Furthest along in the Celldex pipeline is CDX-3379, so arguably, that is the real source of its current value. CDX-3379 is a human immunoglobulin G1 lambda antibody that selectively binds and inhibits ErbB3 activity. Top line Phase 2 data is expected before the end of this year. This trial is in HNSCC, or head and neck squamous cell carcinoma, in combination with Erbitux, in second-line patients. Preliminary data was announced in June 2019, showing that biomarkers for a set of mutations (FAT1 and NOTCH1, NOTCH2, or NOTCH3) were associated with clinical activity. I believe that positive Phase 2 results later this year would significantly increase the value of Celldex.
CDX-1140 and CDX-301
CDX-1140 is in a Phase 1 study which includes patients with advanced or refractory cancers. Top line full Phase 1 data is expected before the end of 2020. CDX-1140 is an antibody to CD40, which is expressed on antigen-presenting cells. Celldex claims its CD40 antibody is engineered to balance good systemic exposure and safety with potent therapeutic activity. Both the monotherapy and combination with CDX-301 dose escalation portions of the Phase 1 dose escalation portion of the trial are complete, with an identified maximum tolerated dose and recommended Phase 2 dose of 1.5 mg/kg. Expansion cohorts are now actively recruiting, including two arms: CDX-1140 with Keytruda (pembrolizumab) in patients who have progressed on a checkpoint therapy and CDX-1140 in combination with CDX-301 in patients with head and neck squamous cell carcinoma. A combination of CDX-1140 with standard of care chemotherapy in first-line metastatic pancreatic cancer is expected to initiate later in 2020.
Cash and run rate
Phase 1 trials are relatively inexpensive. Phase 3 trials are the most expensive. As the above-described candidates progress through the trial phases, Celldex’s operating expenses will increase. As I predicted was likely in my prior article, the company raised cash with a stock offering in Q2. The gross proceeds were about $150 million. Celldex also raised another $24 million from a separate equity offering. At the end of Q2 2020, it had a cash and equivalents balance of $207 million. Celldex stated that would be sufficient to fund operations through 2023, but it does not preclude further stock offerings. The net loss in Q2 was near $11.0 million, most of which, $9.7 million, was for research & development.

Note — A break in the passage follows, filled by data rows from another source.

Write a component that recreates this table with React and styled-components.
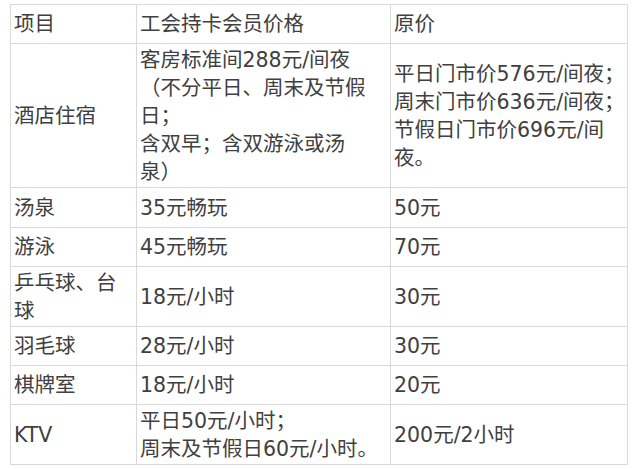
import React from 'react'
import styled, { createGlobalStyle } from 'styled-components'

const GlobalStyle = createGlobalStyle`
  html, body {
    margin: 0;
    padding: 0;
    background: #ffffff;
  }
`

const columns = [126, 254, 237]

const rows = [
  { h: 39, cells: [['项目'], ['工会持卡会员价格'], ['原价']] },
  {
    h: 144,
    cells: [
      ['酒店住宿'],
      ['客房标准间288元/间夜', '（不分平日、周末及节假', '日；', '含双早；含双游泳或汤', '泉）'],
      ['平日门市价576元/间夜；', '周末门市价636元/间夜；', '节假日门市价696元/间', '夜。'],
    ],
  },
  { h: 40, cells: [['汤泉'], ['35元畅玩'], ['50元']] },
  { h: 39, cells: [['游泳'], ['45元畅玩'], ['70元']] },
  { h: 60, cells: [['乒乓球、台', '球'], ['18元/小时'], ['30元']] },
  { h: 39, cells: [['羽毛球'], ['28元/小时'], ['30元']] },
  { h: 39, cells: [['棋牌室'], ['18元/小时'], ['20元']] },
  { h: 60, cells: [['KTV'], ['平日50元/小时；', '周末及节假日60元/小时。'], ['200元/2小时']] },
]

const Page = styled.div`
  padding: 4px 0 0 10px;
`

const Table = styled.table`
  border-collapse: collapse;
  table-layout: fixed;
  width: 618px;
  font-family: "DejaVu Sans", "Noto Sans CJK SC", sans-serif;
  font-size: 20.5px;
  line-height: 28px;
  color: #404040;
`

const Col = styled.col`
  width: ${p => p.$w}px;
`

const Row = styled.tr`
  height: ${p => p.$h}px;
`

const Cell = styled.td`
  border: 1px solid #d9d9d9;
  padding: 0 2px 0 3px;
  vertical-align: middle;
  white-space: nowrap;
`

export default function App() {
  return (
    <Page>
      <GlobalStyle />
      <Table>
        <colgroup>
          {columns.map((w, i) => (
            <Col key={i} $w={w} />
          ))}
        </colgroup>
        <tbody>
          {rows.map((row, i) => (
            <Row key={i} $h={row.h}>
              {row.cells.map((lines, j) => (
                <Cell key={j}>
                  {lines.map((l, k) => (
                    <React.Fragment key={k}>
                      {k > 0 && <br />}
                      {l}
                    </React.Fragment>
                  ))}
                </Cell>
              ))}
            </Row>
          ))}
        </tbody>
      </Table>
    </Page>
  )
}
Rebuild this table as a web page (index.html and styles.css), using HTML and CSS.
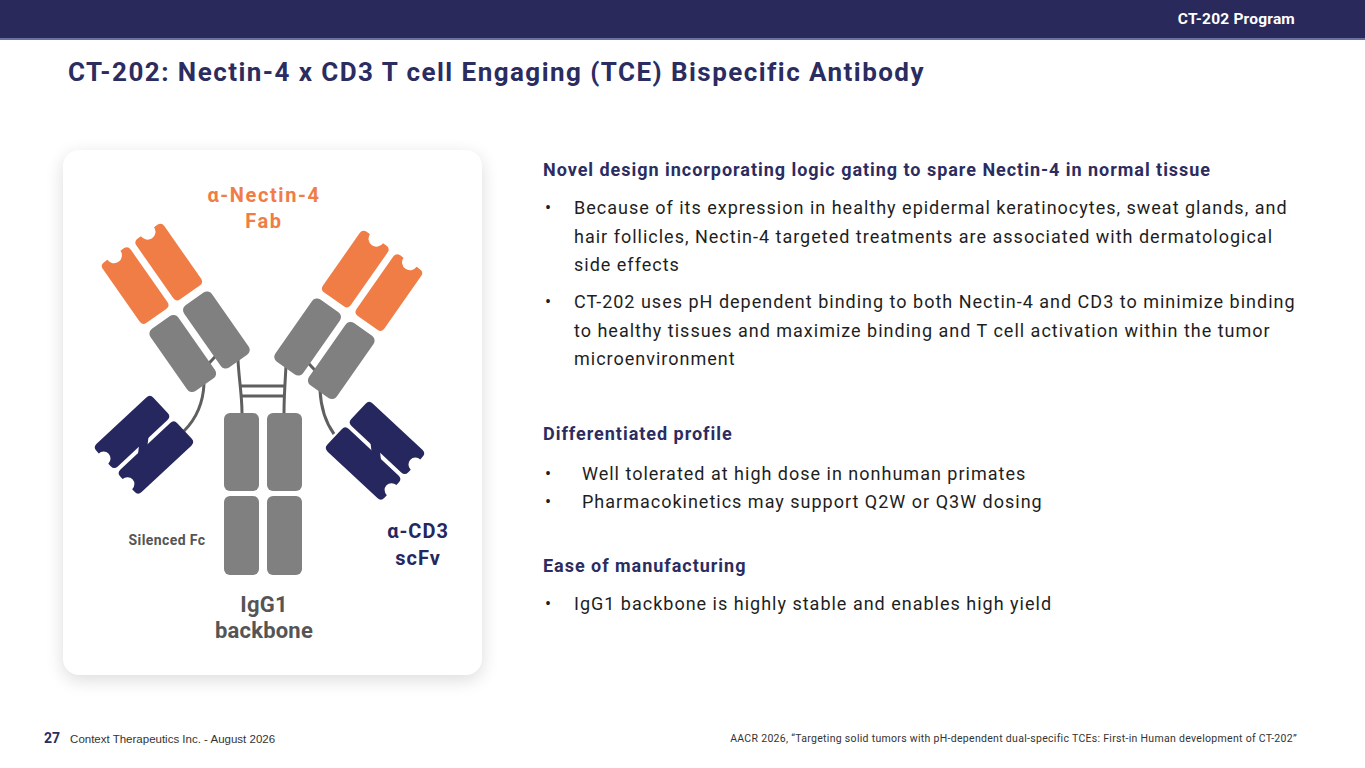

At the close of market on September 30, Celldex had a market capitalization of $594 million. That is not much if you think one or more of its potential therapies will be commercialized and generate significant income. But it will take larger-scale trials to get any therapy all the way to where an application can be submitted to the FDA. All in all, I think the stock price is still reasonable even after the 2020 price surge, but future progress depends on continued good data being released. Cancer trial results are binary, allowing investors to make a lot or lose a lot when released. This is not a stock for risk-averse investors.
Disclosure: I/we have no positions in any stocks mentioned, and no plans to initiate any positions within the next 72 hours. I wrote this article myself, and it expresses my own opinions. I am not receiving compensation for it (other than from Seeking Alpha). I have no business relationship with any company whose stock is mentioned in this article.